One of my favorite things about my upcoming So Long, Bobby (yes, I went back and finished!), is that it combines my love of historical fiction and my more modern love of music and present-day current events. Because of the dual timeline, I was able to explore multiple worlds and points of view. The story, which follows the characters of Bobbi Newton (1968), her daughter, Ella Newton (1995), and her granddaughter, Kasey Newton (2018), visits points in history many of us remember, such as the Vietnam War, the March on Washington, the death of Kurt Cobain and the end of grunge, as well as exploring many themes that we can all relate to: grief, the complex relationship between mothers and daughters, first loves, coming out, the end of friendships, addiction, and so much more.


Another reason I took a break from this novel to write Dead Rockstar, I think, is because I needed to sit with the novel for a beat and really let it marinate. Often with historical fiction, you need time to let the underlying theme of the novel sink in. Us writers can become so inundated with the historical details of the time period that sometimes the book can lose its essence; it’s soul. For me, it helps to stop and take some time to let it steep, then come back to it with fresh eyes and an open heart.


I may have taken my time with this novel, and even written a couple of other novels in between, but So Long, Bobby is my favorite of my books thus far.

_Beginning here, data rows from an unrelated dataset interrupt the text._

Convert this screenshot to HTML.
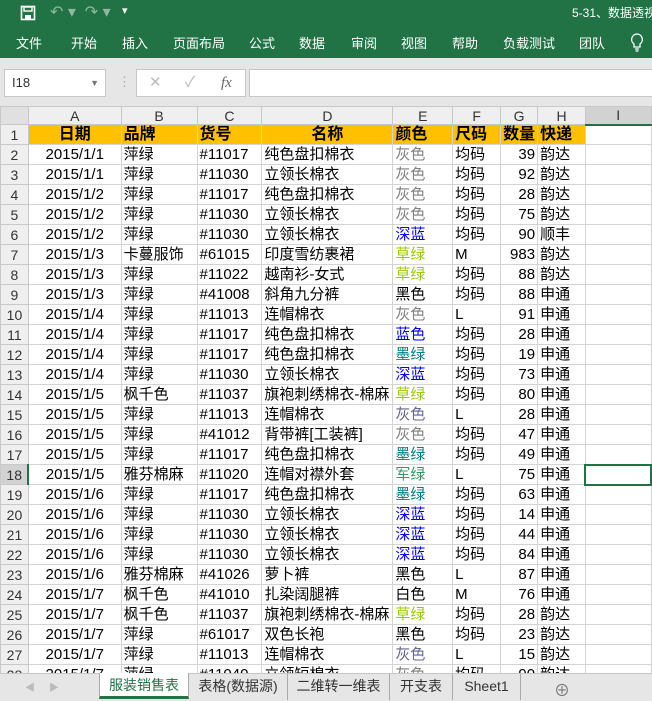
<!DOCTYPE html>
<html><head><meta charset="utf-8"><style>
*{margin:0;padding:0;box-sizing:border-box}
body{width:652px;height:701px;overflow:hidden;background:#e6e6e6;font-family:"Liberation Sans","Noto Sans CJK SC",sans-serif;position:relative}
.title{position:absolute;left:0;top:0;width:652px;height:58px;background:#217346;color:#fff}
.t{position:absolute;font-size:13px;color:#fff;white-space:nowrap}
.fb{position:absolute;background:#fff;border:1px solid #c6c6c6}
table{position:absolute;left:0;top:106px;border-collapse:collapse;table-layout:fixed;background:#fff}
td{border:1px solid #d4d4d4;height:20px;font-size:15px;white-space:nowrap;overflow:hidden;padding:0 2px;line-height:18px;font-family:"Liberation Sans","Noto Sans CJK SC",sans-serif}
tr.h td{height:18px;line-height:16px;background:#efefef;text-align:center;font-size:14px;color:#333;border-color:#c8c8c8}
td.r{background:#efefef;text-align:center;font-size:14px;color:#333;border-color:#c8c8c8;padding:0}
tr.y td{background:#ffc000;font-weight:bold;font-size:16px}
tr.y td.r{background:#efefef;font-weight:normal;font-size:14px}
.c{text-align:center}.rt{text-align:right}
.g{color:#808080}.p{color:#666699}.b{color:#0000ff}.cg{color:#99cc00}.m{color:#008080}.j{color:#339966}
.tabs{position:absolute;left:0;top:673px;width:652px;height:28px;background:#e6e6e6;border-top:1px solid #c6c6c6;font-size:14px;color:#333}
.tab{position:absolute;top:0;height:26px;line-height:24px;text-align:center;border-right:1px solid #aaa}
</style></head><body>
<div class="title">
<svg style="position:absolute;left:20px;top:5px" width="16" height="16" viewBox="0 0 16 16"><rect x="1.5" y="1.5" width="13" height="13" fill="none" stroke="#fff" stroke-width="1.6"/><rect x="4" y="2" width="8" height="4" fill="none" stroke="#fff" stroke-width="1.4"/><rect x="5" y="10" width="6" height="4" fill="#fff"/></svg>
<div class="t" style="left:50px;top:2px;font-size:16px;color:#8fb8a0">↶ ▾&nbsp; ↷ ▾</div>
<div class="t" style="left:122px;top:4px;font-size:11px">▾</div>
<div class="t" style="left:572px;top:4px;font-size:12px">5-31、数据透视</div>
<div class="t" style="left:16px;top:33px">文件</div>
<div class="t" style="left:71px;top:33px">开始</div>
<div class="t" style="left:122px;top:33px">插入</div>
<div class="t" style="left:173px;top:33px">页面布局</div>
<div class="t" style="left:249px;top:33px">公式</div>
<div class="t" style="left:299px;top:33px">数据</div>
<div class="t" style="left:351px;top:33px">审阅</div>
<div class="t" style="left:401px;top:33px">视图</div>
<div class="t" style="left:452px;top:33px">帮助</div>
<div class="t" style="left:503px;top:33px">负载测试</div>
<div class="t" style="left:579px;top:33px">团队</div>
<svg style="position:absolute;left:630px;top:33px" width="14" height="20" viewBox="0 0 14 20"><path d="M7 1a5.5 5.5 0 0 0-3 10v3h6v-3a5.5 5.5 0 0 0-3-10z" fill="none" stroke="#fff" stroke-width="1.3"/><path d="M5 16h4M5.5 18h3" stroke="#fff" stroke-width="1.2"/></svg>
</div>
<div class="fb" style="left:4px;top:69px;width:102px;height:28px;font-size:13px;line-height:26px;padding-left:7px;color:#333">I18<span style="position:absolute;right:6px;font-size:9px;color:#777">▼</span></div>
<div class="t" style="left:118px;top:74px;color:#aaa">⋮</div>
<div class="fb" style="left:136px;top:69px;width:110px;height:28px;color:#bbb;font-size:15px;line-height:26px"><span style="position:absolute;left:12px">✕</span><span style="position:absolute;left:48px">✓</span><span style="position:absolute;left:84px;color:#666;font-style:italic;font-family:'Liberation Serif',serif">fx</span></div>
<div class="fb" style="left:249px;top:69px;width:410px;height:28px"></div>
<table>
<colgroup><col style="width:28px"><col style="width:93px"><col style="width:76px"><col style="width:65px"><col style="width:131px"><col style="width:60px"><col style="width:48px"><col style="width:37px"><col style="width:48px"><col style="width:66px"></colgroup>
<tr class="h"><td style="background:#e0e0e0"></td><td>A</td><td>B</td><td>C</td><td>D</td><td>E</td><td>F</td><td>G</td><td>H</td><td style="background:#d2d2d2;border-bottom:2px solid #217346">I</td></tr>
<tr class="y"><td class="r">1</td><td class="c">日期</td><td>品牌</td><td>货号</td><td class="c">名称</td><td>颜色</td><td>尺码</td><td>数量</td><td>快递</td><td style="background:#fff"></td></tr>
<tr><td class="r">2</td><td class="c">2015/1/1</td><td>萍绿</td><td>#11017</td><td>纯色盘扣棉衣</td><td class="g">灰色</td><td>均码</td><td class="rt">39</td><td>韵达</td><td></td></tr>
<tr><td class="r">3</td><td class="c">2015/1/1</td><td>萍绿</td><td>#11030</td><td>立领长棉衣</td><td class="g">灰色</td><td>均码</td><td class="rt">92</td><td>韵达</td><td></td></tr>
<tr><td class="r">4</td><td class="c">2015/1/2</td><td>萍绿</td><td>#11017</td><td>纯色盘扣棉衣</td><td class="g">灰色</td><td>均码</td><td class="rt">28</td><td>韵达</td><td></td></tr>
<tr><td class="r">5</td><td class="c">2015/1/2</td><td>萍绿</td><td>#11030</td><td>立领长棉衣</td><td class="g">灰色</td><td>均码</td><td class="rt">75</td><td>韵达</td><td></td></tr>
<tr><td class="r">6</td><td class="c">2015/1/2</td><td>萍绿</td><td>#11030</td><td>立领长棉衣</td><td class="b">深蓝</td><td>均码</td><td class="rt">90</td><td>顺丰</td><td></td></tr>
<tr><td class="r">7</td><td class="c">2015/1/3</td><td>卡蔓服饰</td><td>#61015</td><td>印度雪纺裹裙</td><td class="cg">草绿</td><td>M</td><td class="rt">983</td><td>韵达</td><td></td></tr>
<tr><td class="r">8</td><td class="c">2015/1/3</td><td>萍绿</td><td>#11022</td><td>越南衫-女式</td><td class="cg">草绿</td><td>均码</td><td class="rt">88</td><td>韵达</td><td></td></tr>
<tr><td class="r">9</td><td class="c">2015/1/3</td><td>萍绿</td><td>#41008</td><td>斜角九分裤</td><td>黑色</td><td>均码</td><td class="rt">88</td><td>申通</td><td></td></tr>
<tr><td class="r">10</td><td class="c">2015/1/4</td><td>萍绿</td><td>#11013</td><td>连帽棉衣</td><td class="g">灰色</td><td>L</td><td class="rt">91</td><td>申通</td><td></td></tr>
<tr><td class="r">11</td><td class="c">2015/1/4</td><td>萍绿</td><td>#11017</td><td>纯色盘扣棉衣</td><td class="b">蓝色</td><td>均码</td><td class="rt">28</td><td>申通</td><td></td></tr>
<tr><td class="r">12</td><td class="c">2015/1/4</td><td>萍绿</td><td>#11017</td><td>纯色盘扣棉衣</td><td class="m">墨绿</td><td>均码</td><td class="rt">19</td><td>申通</td><td></td></tr>
<tr><td class="r">13</td><td class="c">2015/1/4</td><td>萍绿</td><td>#11030</td><td>立领长棉衣</td><td class="b">深蓝</td><td>均码</td><td class="rt">73</td><td>申通</td><td></td></tr>
<tr><td class="r">14</td><td class="c">2015/1/5</td><td>枫千色</td><td>#11037</td><td>旗袍刺绣棉衣-棉麻</td><td class="cg">草绿</td><td>均码</td><td class="rt">80</td><td>申通</td><td></td></tr>
<tr><td class="r">15</td><td class="c">2015/1/5</td><td>萍绿</td><td>#11013</td><td>连帽棉衣</td><td class="p">灰色</td><td>L</td><td class="rt">28</td><td>申通</td><td></td></tr>
<tr><td class="r">16</td><td class="c">2015/1/5</td><td>萍绿</td><td>#41012</td><td>背带裤[工装裤]</td><td class="g">灰色</td><td>均码</td><td class="rt">47</td><td>申通</td><td></td></tr>
<tr><td class="r">17</td><td class="c">2015/1/5</td><td>萍绿</td><td>#11017</td><td>纯色盘扣棉衣</td><td class="m">墨绿</td><td>均码</td><td class="rt">49</td><td>申通</td><td></td></tr>
<tr><td class="r" style="background:#d2d2d2;border-right:2px solid #217346">18</td><td class="c">2015/1/5</td><td>雅芬棉麻</td><td>#11020</td><td>连帽对襟外套</td><td class="j">军绿</td><td>L</td><td class="rt">75</td><td>申通</td><td style="border:2px solid #217346"></td></tr>
<tr><td class="r">19</td><td class="c">2015/1/6</td><td>萍绿</td><td>#11017</td><td>纯色盘扣棉衣</td><td class="m">墨绿</td><td>均码</td><td class="rt">63</td><td>申通</td><td></td></tr>
<tr><td class="r">20</td><td class="c">2015/1/6</td><td>萍绿</td><td>#11030</td><td>立领长棉衣</td><td class="b">深蓝</td><td>均码</td><td class="rt">14</td><td>申通</td><td></td></tr>
<tr><td class="r">21</td><td class="c">2015/1/6</td><td>萍绿</td><td>#11030</td><td>立领长棉衣</td><td class="b">深蓝</td><td>均码</td><td class="rt">44</td><td>申通</td><td></td></tr>
<tr><td class="r">22</td><td class="c">2015/1/6</td><td>萍绿</td><td>#11030</td><td>立领长棉衣</td><td class="b">深蓝</td><td>均码</td><td class="rt">84</td><td>申通</td><td></td></tr>
<tr><td class="r">23</td><td class="c">2015/1/6</td><td>雅芬棉麻</td><td>#41026</td><td>萝卜裤</td><td>黑色</td><td>L</td><td class="rt">87</td><td>申通</td><td></td></tr>
<tr><td class="r">24</td><td class="c">2015/1/7</td><td>枫千色</td><td>#41010</td><td>扎染阔腿裤</td><td>白色</td><td>M</td><td class="rt">76</td><td>申通</td><td></td></tr>
<tr><td class="r">25</td><td class="c">2015/1/7</td><td>枫千色</td><td>#11037</td><td>旗袍刺绣棉衣-棉麻</td><td class="cg">草绿</td><td>均码</td><td class="rt">28</td><td>韵达</td><td></td></tr>
<tr><td class="r">26</td><td class="c">2015/1/7</td><td>萍绿</td><td>#61017</td><td>双色长袍</td><td>黑色</td><td>均码</td><td class="rt">23</td><td>韵达</td><td></td></tr>
<tr><td class="r">27</td><td class="c">2015/1/7</td><td>萍绿</td><td>#11013</td><td>连帽棉衣</td><td class="p">灰色</td><td>L</td><td class="rt">15</td><td>韵达</td><td></td></tr>
<tr><td class="r">28</td><td class="c">2015/1/7</td><td>萍绿</td><td>#11040</td><td>立领短棉衣</td><td class="g">灰色</td><td>均码</td><td class="rt">90</td><td>韵达</td><td></td></tr>
</table>
<div class="tabs">
<div class="t" style="left:25px;top:5px;color:#bbb;font-size:10px">◀&nbsp;&nbsp;&nbsp;&nbsp;&nbsp;▶</div>
<div class="tab" style="left:99px;width:90px;background:#fff;color:#217346;border-bottom:3px solid #217346;border-left:1px solid #aaa;top:-1px">服装销售表</div>
<div class="tab" style="left:189px;width:99px">表格(数据源)</div>
<div class="tab" style="left:288px;width:102px">二维转一维表</div>
<div class="tab" style="left:390px;width:63px">开支表</div>
<div class="tab" style="left:453px;width:68px">Sheet1</div>
<div class="t" style="left:554px;top:3px;color:#777;font-size:16px">⊕</div>
</div>
</body></html>
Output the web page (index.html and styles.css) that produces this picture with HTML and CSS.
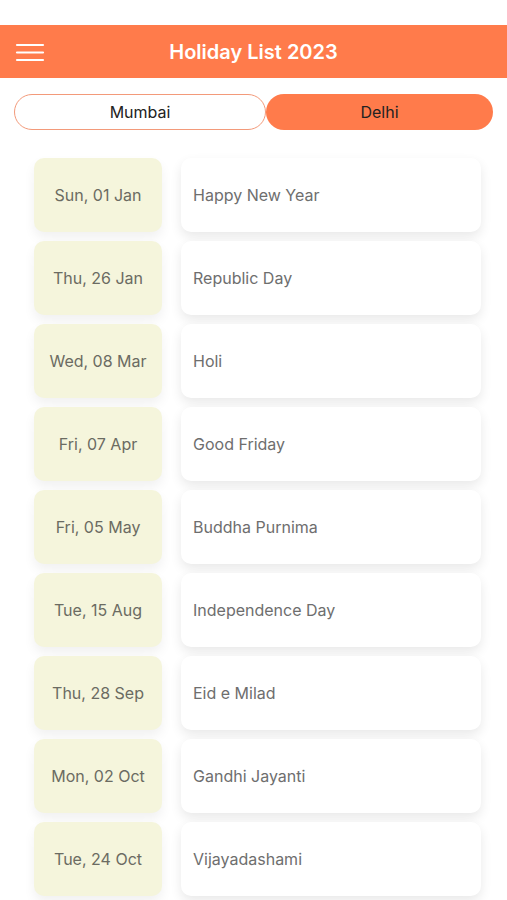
FILE: index.html
```html
<!DOCTYPE html>
<html>
<head>
<meta charset="utf-8">
<link rel="stylesheet" href="styles.css">
</head>
<body>
<div class="status"></div>
<header class="bar">
  <button class="menu" aria-label="menu">
    <svg width="30" height="20" viewBox="0 0 30 20"><g stroke="#fff" stroke-width="2.2" stroke-linecap="round"><line x1="2" y1="2" x2="28" y2="2"/><line x1="2" y1="9.5" x2="28" y2="9.5"/><line x1="2" y1="17" x2="28" y2="17"/></g></svg>
  </button>
  <h1 class="title">Holiday List 2023</h1>
</header>
<div class="seg">
  <div class="seg-item">Mumbai</div>
  <div class="seg-item active">Delhi</div>
</div>
<div class="list">
  <div class="row"><div class="date">Sun, 01 Jan</div><div class="name">Happy New Year</div></div>
  <div class="row"><div class="date">Thu, 26 Jan</div><div class="name">Republic Day</div></div>
  <div class="row"><div class="date">Wed, 08 Mar</div><div class="name">Holi</div></div>
  <div class="row"><div class="date">Fri, 07 Apr</div><div class="name">Good Friday</div></div>
  <div class="row"><div class="date">Fri, 05 May</div><div class="name">Buddha Purnima</div></div>
  <div class="row"><div class="date">Tue, 15 Aug</div><div class="name">Independence Day</div></div>
  <div class="row"><div class="date">Thu, 28 Sep</div><div class="name">Eid e Milad</div></div>
  <div class="row"><div class="date">Mon, 02 Oct</div><div class="name">Gandhi Jayanti</div></div>
  <div class="row"><div class="date">Tue, 24 Oct</div><div class="name">Vijayadashami</div></div>
</div>
</body>
</html>
```
FILE: styles.css
```css
html, body {
  margin: 0;
  padding: 0;
  background: #fff;
  font-family: Inter, "Liberation Sans", sans-serif;
  height: 900px;
  overflow: hidden;
}
.status {
  height: 25px;
}
.bar {
  height: 53px;
  background: #ff7b4b;
  display: flex;
  align-items: center;
  justify-content: center;
  position: relative;
}
.menu {
  position: absolute;
  left: 15px;
  top: 18px;
  background: none;
  border: 0;
  padding: 0;
  width: 30px;
  height: 20px;
}
.menu svg { display: block; }
.title {
  margin: 0;
  color: #fff;
  font-size: 20px;
  font-weight: 600;
  letter-spacing: 0;
}
.seg {
  display: flex;
  margin: 16px 14px 0 14px;
  height: 36px;
}
.seg-item {
  flex: 1;
  display: flex;
  align-items: center;
  justify-content: center;
  font-size: 16px;
  color: #222;
  border-radius: 18px;
}
.seg-item:first-child {
  flex: 0 0 252px;
  border: 1.5px solid #f39a7a;
  box-sizing: border-box;
}
.seg-item.active {
  background: #ff7b4b;
}
.list {
  display: flex;
  flex-direction: column;
  gap: 9px;
  margin-top: 28px;
  padding: 0 26px 0 34px;
}
.row {
  display: flex;
  gap: 19px;
  height: 74px;
}
.date {
  flex: 0 0 128px;
  background: #f5f5dc;
  border-radius: 10px;
  display: flex;
  align-items: center;
  justify-content: center;
  font-size: 16px;
  color: #6b6b62;
  box-shadow: 0 6px 12px rgba(0,0,0,0.06);
}
.name {
  flex: 1;
  background: #fff;
  border-radius: 10px;
  display: flex;
  align-items: center;
  padding-left: 12px;
  font-size: 16px;
  color: #6e6e6e;
  box-shadow: 0 5px 12px rgba(0,0,0,0.09);
}
```
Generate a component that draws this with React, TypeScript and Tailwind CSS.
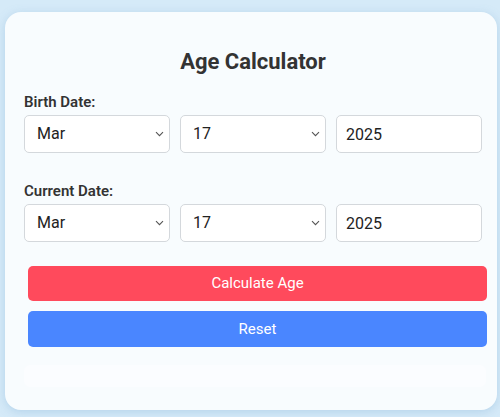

It’s the book that took the longest to write, the book that’s had the most stops and starts, and the book that has the most of me contained within its pages. Midway through writing, I lost a beloved family member and that grief laid me low for a long time. When I came back to it, I was ready to start anew, with all those experiences and perspectives to add to it. For all these reasons, So Long, Bobby is my favorite of my books.


I’m so excited to be part of the Sword & Silk family and I hope you enjoy So Long, Bobby. As for me, I’ll continue reading AND writing books in all the genres I possibly can, because the world is big and wide, full of light and dark, and I want to talk about it all!


*I stand by my defense of Keanu. He is a treasure!